● What to do
Repeat the lines that follow, leaving nothing out.

----

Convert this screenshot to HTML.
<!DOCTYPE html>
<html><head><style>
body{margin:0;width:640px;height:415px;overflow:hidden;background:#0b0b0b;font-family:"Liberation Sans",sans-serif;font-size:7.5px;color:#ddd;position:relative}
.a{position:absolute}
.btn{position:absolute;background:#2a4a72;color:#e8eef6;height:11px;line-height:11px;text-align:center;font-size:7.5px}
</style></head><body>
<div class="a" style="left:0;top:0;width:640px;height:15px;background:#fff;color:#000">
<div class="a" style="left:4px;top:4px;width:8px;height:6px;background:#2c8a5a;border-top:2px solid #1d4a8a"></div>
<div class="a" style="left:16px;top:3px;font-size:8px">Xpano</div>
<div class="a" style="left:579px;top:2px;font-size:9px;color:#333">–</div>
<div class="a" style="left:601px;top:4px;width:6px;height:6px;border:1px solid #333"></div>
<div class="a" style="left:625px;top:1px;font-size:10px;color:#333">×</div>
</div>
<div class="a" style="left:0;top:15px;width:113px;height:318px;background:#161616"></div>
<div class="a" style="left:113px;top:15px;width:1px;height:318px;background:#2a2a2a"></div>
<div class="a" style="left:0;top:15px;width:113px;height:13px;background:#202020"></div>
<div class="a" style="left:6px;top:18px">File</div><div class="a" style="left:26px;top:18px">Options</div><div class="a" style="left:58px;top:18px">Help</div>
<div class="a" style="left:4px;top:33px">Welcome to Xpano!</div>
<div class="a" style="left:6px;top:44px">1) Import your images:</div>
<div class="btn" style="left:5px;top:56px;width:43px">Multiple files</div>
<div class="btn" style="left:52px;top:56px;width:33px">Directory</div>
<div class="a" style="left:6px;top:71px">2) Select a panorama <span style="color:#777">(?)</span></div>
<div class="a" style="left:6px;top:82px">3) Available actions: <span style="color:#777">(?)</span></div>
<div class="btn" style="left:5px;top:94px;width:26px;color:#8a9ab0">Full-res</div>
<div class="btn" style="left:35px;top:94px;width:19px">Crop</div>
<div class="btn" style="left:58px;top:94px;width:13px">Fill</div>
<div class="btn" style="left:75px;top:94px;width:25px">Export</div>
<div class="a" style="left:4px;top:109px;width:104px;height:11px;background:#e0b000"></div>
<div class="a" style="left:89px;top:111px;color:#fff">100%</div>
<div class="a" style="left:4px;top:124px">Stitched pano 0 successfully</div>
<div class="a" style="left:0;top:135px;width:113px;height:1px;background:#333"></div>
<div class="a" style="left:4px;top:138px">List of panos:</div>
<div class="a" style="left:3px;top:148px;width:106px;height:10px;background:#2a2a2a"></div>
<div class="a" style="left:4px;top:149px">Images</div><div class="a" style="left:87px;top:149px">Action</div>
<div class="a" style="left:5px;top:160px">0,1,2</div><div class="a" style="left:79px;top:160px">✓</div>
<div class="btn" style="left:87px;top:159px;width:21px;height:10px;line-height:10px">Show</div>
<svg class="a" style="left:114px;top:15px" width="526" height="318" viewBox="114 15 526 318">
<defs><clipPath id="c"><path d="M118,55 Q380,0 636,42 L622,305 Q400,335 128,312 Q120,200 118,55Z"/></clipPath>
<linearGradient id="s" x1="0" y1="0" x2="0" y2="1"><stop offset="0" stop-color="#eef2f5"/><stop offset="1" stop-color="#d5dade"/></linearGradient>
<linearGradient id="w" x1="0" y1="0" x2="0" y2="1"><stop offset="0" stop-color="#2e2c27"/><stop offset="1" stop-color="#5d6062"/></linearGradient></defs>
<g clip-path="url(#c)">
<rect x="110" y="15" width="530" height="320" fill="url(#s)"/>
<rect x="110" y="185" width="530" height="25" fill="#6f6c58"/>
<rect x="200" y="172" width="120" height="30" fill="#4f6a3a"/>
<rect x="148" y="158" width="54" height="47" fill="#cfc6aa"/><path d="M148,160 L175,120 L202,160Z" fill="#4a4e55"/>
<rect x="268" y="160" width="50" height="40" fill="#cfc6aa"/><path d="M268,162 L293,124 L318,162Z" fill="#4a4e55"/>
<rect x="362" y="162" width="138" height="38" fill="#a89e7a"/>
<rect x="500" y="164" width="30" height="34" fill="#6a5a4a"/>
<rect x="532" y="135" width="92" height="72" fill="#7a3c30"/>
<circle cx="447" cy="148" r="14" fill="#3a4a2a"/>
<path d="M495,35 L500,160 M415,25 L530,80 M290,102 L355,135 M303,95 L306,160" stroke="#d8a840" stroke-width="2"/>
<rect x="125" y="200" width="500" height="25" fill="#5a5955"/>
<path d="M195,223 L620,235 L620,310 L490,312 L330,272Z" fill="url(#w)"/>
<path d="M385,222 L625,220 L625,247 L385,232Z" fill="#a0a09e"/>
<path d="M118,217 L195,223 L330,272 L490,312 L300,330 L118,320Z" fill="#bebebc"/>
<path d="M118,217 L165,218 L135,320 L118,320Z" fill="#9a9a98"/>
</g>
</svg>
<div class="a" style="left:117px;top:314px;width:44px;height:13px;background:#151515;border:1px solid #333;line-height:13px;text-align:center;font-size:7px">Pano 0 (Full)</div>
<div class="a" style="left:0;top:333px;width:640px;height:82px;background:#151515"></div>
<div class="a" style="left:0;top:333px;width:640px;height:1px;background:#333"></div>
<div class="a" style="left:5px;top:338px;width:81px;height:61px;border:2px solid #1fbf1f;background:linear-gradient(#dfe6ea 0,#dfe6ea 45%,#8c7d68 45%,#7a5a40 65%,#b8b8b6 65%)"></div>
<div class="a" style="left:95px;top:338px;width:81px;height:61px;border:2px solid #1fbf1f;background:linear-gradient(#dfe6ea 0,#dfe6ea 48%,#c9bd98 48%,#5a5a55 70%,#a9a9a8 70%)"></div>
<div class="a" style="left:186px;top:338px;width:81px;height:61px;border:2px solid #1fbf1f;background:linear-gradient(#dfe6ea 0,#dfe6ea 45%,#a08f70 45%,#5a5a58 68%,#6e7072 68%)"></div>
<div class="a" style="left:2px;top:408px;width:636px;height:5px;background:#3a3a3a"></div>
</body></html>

----

● Answer
Convert this screenshot to HTML.
<!DOCTYPE html>
<html><head><style>
body{margin:0;width:640px;height:415px;overflow:hidden;background:#0b0b0b;font-family:"Liberation Sans",sans-serif;font-size:7.5px;color:#ddd;position:relative}
.a{position:absolute}
.btn{position:absolute;background:#2a4a72;color:#e8eef6;height:11px;line-height:11px;text-align:center;font-size:7.5px}
</style></head><body>
<div class="a" style="left:0;top:0;width:640px;height:15px;background:#fff;color:#000">
<div class="a" style="left:4px;top:4px;width:8px;height:6px;background:#2c8a5a;border-top:2px solid #1d4a8a"></div>
<div class="a" style="left:16px;top:3px;font-size:8px">Xpano</div>
<div class="a" style="left:579px;top:2px;font-size:9px;color:#333">–</div>
<div class="a" style="left:601px;top:4px;width:6px;height:6px;border:1px solid #333"></div>
<div class="a" style="left:625px;top:1px;font-size:10px;color:#333">×</div>
</div>
<div class="a" style="left:0;top:15px;width:113px;height:318px;background:#161616"></div>
<div class="a" style="left:113px;top:15px;width:1px;height:318px;background:#2a2a2a"></div>
<div class="a" style="left:0;top:15px;width:113px;height:13px;background:#202020"></div>
<div class="a" style="left:6px;top:18px">File</div><div class="a" style="left:26px;top:18px">Options</div><div class="a" style="left:58px;top:18px">Help</div>
<div class="a" style="left:4px;top:33px">Welcome to Xpano!</div>
<div class="a" style="left:6px;top:44px">1) Import your images:</div>
<div class="btn" style="left:5px;top:56px;width:43px">Multiple files</div>
<div class="btn" style="left:52px;top:56px;width:33px">Directory</div>
<div class="a" style="left:6px;top:71px">2) Select a panorama <span style="color:#777">(?)</span></div>
<div class="a" style="left:6px;top:82px">3) Available actions: <span style="color:#777">(?)</span></div>
<div class="btn" style="left:5px;top:94px;width:26px;color:#8a9ab0">Full-res</div>
<div class="btn" style="left:35px;top:94px;width:19px">Crop</div>
<div class="btn" style="left:58px;top:94px;width:13px">Fill</div>
<div class="btn" style="left:75px;top:94px;width:25px">Export</div>
<div class="a" style="left:4px;top:109px;width:104px;height:11px;background:#e0b000"></div>
<div class="a" style="left:89px;top:111px;color:#fff">100%</div>
<div class="a" style="left:4px;top:124px">Stitched pano 0 successfully</div>
<div class="a" style="left:0;top:135px;width:113px;height:1px;background:#333"></div>
<div class="a" style="left:4px;top:138px">List of panos:</div>
<div class="a" style="left:3px;top:148px;width:106px;height:10px;background:#2a2a2a"></div>
<div class="a" style="left:4px;top:149px">Images</div><div class="a" style="left:87px;top:149px">Action</div>
<div class="a" style="left:5px;top:160px">0,1,2</div><div class="a" style="left:79px;top:160px">✓</div>
<div class="btn" style="left:87px;top:159px;width:21px;height:10px;line-height:10px">Show</div>
<svg class="a" style="left:114px;top:15px" width="526" height="318" viewBox="114 15 526 318">
<defs><clipPath id="c"><path d="M118,55 Q380,0 636,42 L622,305 Q400,335 128,312 Q120,200 118,55Z"/></clipPath>
<linearGradient id="s" x1="0" y1="0" x2="0" y2="1"><stop offset="0" stop-color="#eef2f5"/><stop offset="1" stop-color="#d5dade"/></linearGradient>
<linearGradient id="w" x1="0" y1="0" x2="0" y2="1"><stop offset="0" stop-color="#2e2c27"/><stop offset="1" stop-color="#5d6062"/></linearGradient></defs>
<g clip-path="url(#c)">
<rect x="110" y="15" width="530" height="320" fill="url(#s)"/>
<rect x="110" y="185" width="530" height="25" fill="#6f6c58"/>
<rect x="200" y="172" width="120" height="30" fill="#4f6a3a"/>
<rect x="148" y="158" width="54" height="47" fill="#cfc6aa"/><path d="M148,160 L175,120 L202,160Z" fill="#4a4e55"/>
<rect x="268" y="160" width="50" height="40" fill="#cfc6aa"/><path d="M268,162 L293,124 L318,162Z" fill="#4a4e55"/>
<rect x="362" y="162" width="138" height="38" fill="#a89e7a"/>
<rect x="500" y="164" width="30" height="34" fill="#6a5a4a"/>
<rect x="532" y="135" width="92" height="72" fill="#7a3c30"/>
<circle cx="447" cy="148" r="14" fill="#3a4a2a"/>
<path d="M495,35 L500,160 M415,25 L530,80 M290,102 L355,135 M303,95 L306,160" stroke="#d8a840" stroke-width="2"/>
<rect x="125" y="200" width="500" height="25" fill="#5a5955"/>
<path d="M195,223 L620,235 L620,310 L490,312 L330,272Z" fill="url(#w)"/>
<path d="M385,222 L625,220 L625,247 L385,232Z" fill="#a0a09e"/>
<path d="M118,217 L195,223 L330,272 L490,312 L300,330 L118,320Z" fill="#bebebc"/>
<path d="M118,217 L165,218 L135,320 L118,320Z" fill="#9a9a98"/>
</g>
</svg>
<div class="a" style="left:117px;top:314px;width:44px;height:13px;background:#151515;border:1px solid #333;line-height:13px;text-align:center;font-size:7px">Pano 0 (Full)</div>
<div class="a" style="left:0;top:333px;width:640px;height:82px;background:#151515"></div>
<div class="a" style="left:0;top:333px;width:640px;height:1px;background:#333"></div>
<div class="a" style="left:5px;top:338px;width:81px;height:61px;border:2px solid #1fbf1f;background:linear-gradient(#dfe6ea 0,#dfe6ea 45%,#8c7d68 45%,#7a5a40 65%,#b8b8b6 65%)"></div>
<div class="a" style="left:95px;top:338px;width:81px;height:61px;border:2px solid #1fbf1f;background:linear-gradient(#dfe6ea 0,#dfe6ea 48%,#c9bd98 48%,#5a5a55 70%,#a9a9a8 70%)"></div>
<div class="a" style="left:186px;top:338px;width:81px;height:61px;border:2px solid #1fbf1f;background:linear-gradient(#dfe6ea 0,#dfe6ea 45%,#a08f70 45%,#5a5a58 68%,#6e7072 68%)"></div>
<div class="a" style="left:2px;top:408px;width:636px;height:5px;background:#3a3a3a"></div>
</body></html>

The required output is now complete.